Pada saat itulah, Abu Lahab, yang nama aslinya adalah Abdul Uzza bin Abdul Muttalib, berdiri dan berkata, "Celakalah engkau! Apakah untuk ini engkau mengumpulkan kami?" (Teks asli dalam riwayat lain: "Tabban laka sa'iral yaum, alihaza jama'tana?" – Celaka engkau sepanjang hari ini, apakah untuk ini engkau mengumpulkan kami?). Ungkapan "Tabban laka" secara harfiah berarti "kerugian bagimu" atau "kehancuran bagimu". Ini adalah sebuah kutukan atau sumpah serapah yang diucapkan langsung oleh pamannya sendiri, yang seharusnya menjadi pelindungnya.

Peristiwa ini menandai titik balik penting dalam dakwah Nabi Muhammad ﷺ. Dari dakwah sembunyi-sembunyi, kini beliau berdakwah secara terbuka, dan langsung menghadapi permusuhan dari orang-orang terdekatnya, bahkan dari keluarganya sendiri. Permusuhan Abu Lahab bukan hanya lisan, tetapi juga secara aktif menghalangi orang-orang untuk mendengarkan dakwah Nabi, bahkan ia mengikutinya ke pasar-pasar dan tempat-tempat perkumpulan untuk mendustakan setiap perkataan Rasulullah ﷺ.

2. Karakteristik Abu Lahab dan Istrinya

Abu Lahab dikenal sebagai seorang yang kaya raya dan memiliki kedudukan sosial yang tinggi di Mekkah. Namun, kekayaan dan statusnya tidak menjadikannya beriman, bahkan sebaliknya, ia menggunakannya untuk menentang Islam. Istrinya, Ummu Jamil binti Harb (saudari Abu Sufyan sebelum masuk Islam), juga tidak kalah kejamnya. Ia aktif membantu suaminya dalam memusuhi Nabi ﷺ. Dalam surat ini, ia disebut sebagai hammālat al-ḥaṭab (pembawa kayu bakar), yang secara metaforis diartikan sebagai penyebar fitnah, ghibah, dan duri di jalan dakwah Nabi ﷺ. Ada juga tafsir yang mengatakan ia benar-benar membawa duri untuk dilemparkan di jalan yang dilewati Nabi ﷺ.
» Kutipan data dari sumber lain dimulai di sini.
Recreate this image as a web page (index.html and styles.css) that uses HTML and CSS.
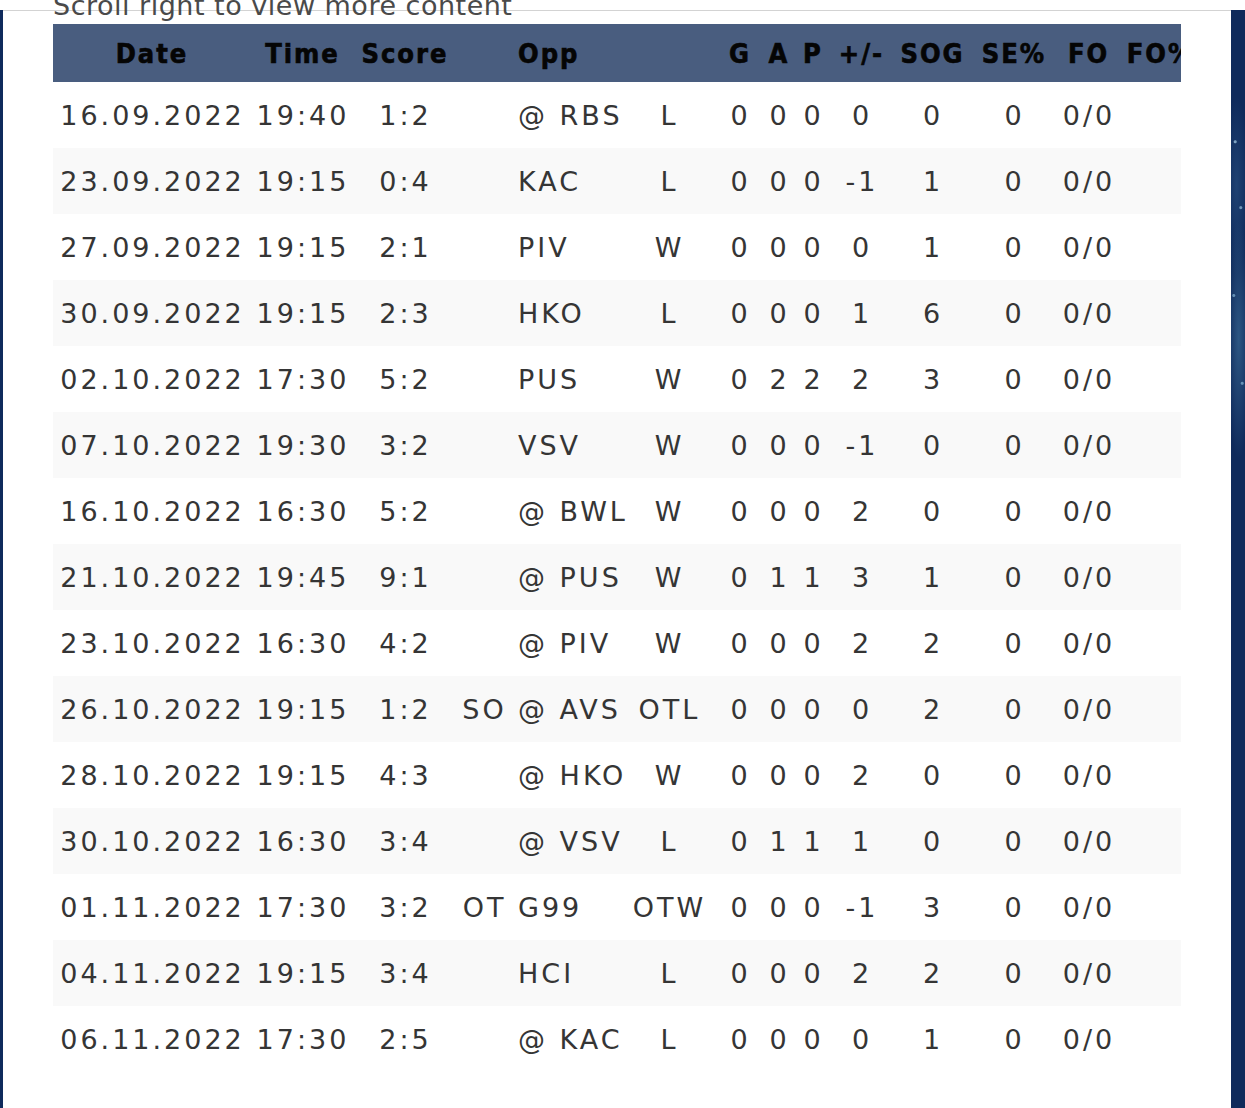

Kisah Abu Lahab dan istrinya menjadi contoh nyata bagaimana kedengkian, kesombongan, dan penolakan terhadap kebenaran dapat membutakan hati seseorang, bahkan terhadap ajakan kebaikan dari kerabat terdekat. Mereka adalah representasi dari setiap individu yang memilih untuk menentang kebenaran dan menyebarkan permusuhan.

Tafsir Ringkas Surat Al-Lahab (Per Ayat)

Memahami tafsir setiap ayat akan membuka pintu gerbang menuju pemahaman fadhilah dan hikmah yang lebih mendalam.

1. Ayat Pertama: تَبَّتْ يَدَا أَبِي لَهَبٍ وَتَبَّ

"Binasalah kedua tangan Abu Lahab dan sesungguhnya dia akan binasa."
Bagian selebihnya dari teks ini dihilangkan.